Eso es lo que da lugar a la increíble paradoja de nuestro tiempo: son los países más pobres del planeta los que financian a los más ricos, trasladando hacia estos últimos, como devolución de la deuda, en fugas de capital o expatriación de beneficios, un flujo anual de recursos mucho mayor que el que reciben no sólo en forma de ayuda.

Estados Unidos se impone como una nación indispensable, como el núcleo de donde han de partir las decisiones y las reglas económicas que los demás han de obedecer. Con el 5% de la población mundial consume casi el 50% del total mundial de gasolina y se apropia también de la mitad de la riqueza que se produce en el mundo. Crea así un dominio imperial que no todo el resto del mundo está dispuesto a aceptar cuando se traduce en injusticias, en sufrimiento, en miseria y en desigualdad creciente.

La consecuencia es el mundo asimétrico en el que vivimos, en donde el 1% más rico disfruta del 57% de los ingresos mientras que al 80% más pobre sólo le corresponde el 16% de la riqueza.

Esas son las condiciones en las que, queramos o no, está surgiendo un clima generalizado de violencia.

La respuesta dominante es, sin embargo, la de apretar el acelerador de las reformas que fortalecen el mercado, reducir los gastos sociales, disminuir la protección de los excluidos y fomentar el trabajo que envilece y lleva directamente a la pobreza y a la exclusión a cientos de millones de familias en todo el planeta. Es decir, una auténtica economía de guerra en la medida en que crea la violencia de la necesidad.

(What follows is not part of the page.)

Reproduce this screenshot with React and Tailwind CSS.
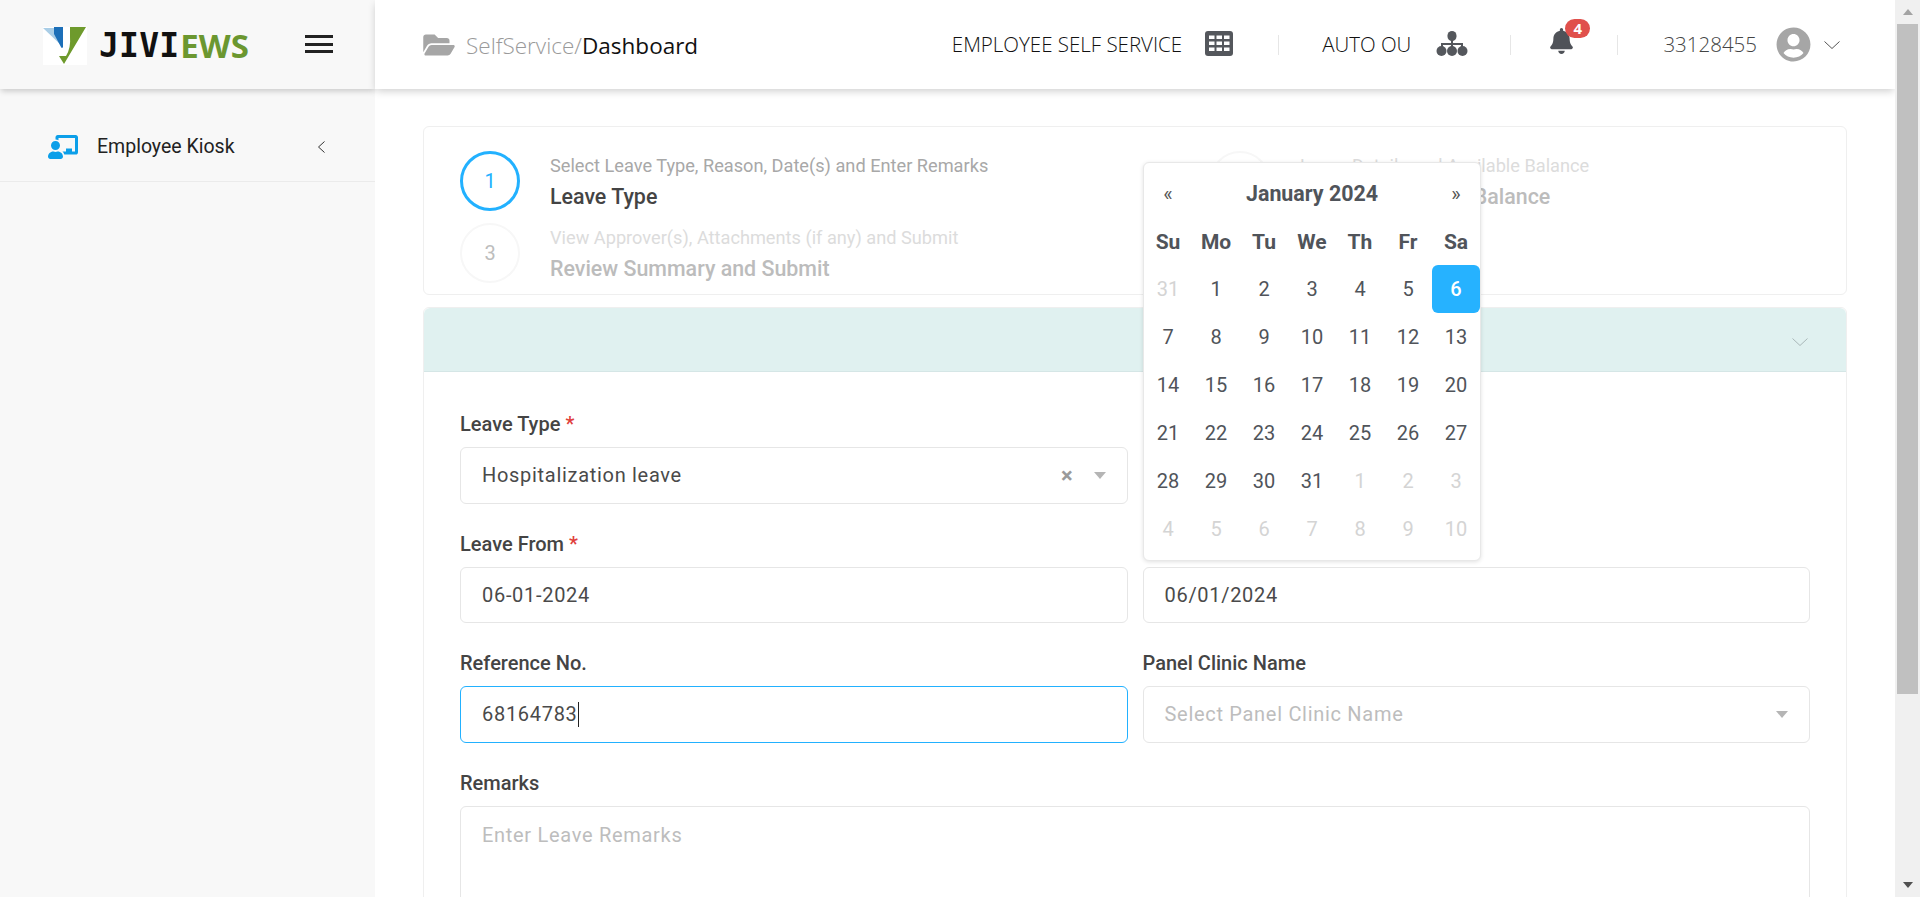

Combatir a la violencia en cualquiera de sus formas significa construir decentemente la paz, no limitarse a destruir al enemigo que uno mismo ha creado. Y la paz requiere necesariamente otro tipo de relaciones económicas basadas en la igualdad y en el reparto para poder erradicar la miseria y poder dedicar los recursos necesarios, aunque sea a costa del privilegio de los más ricos, a satisfacer las necesidades de todos los seres humanos sin exclusión.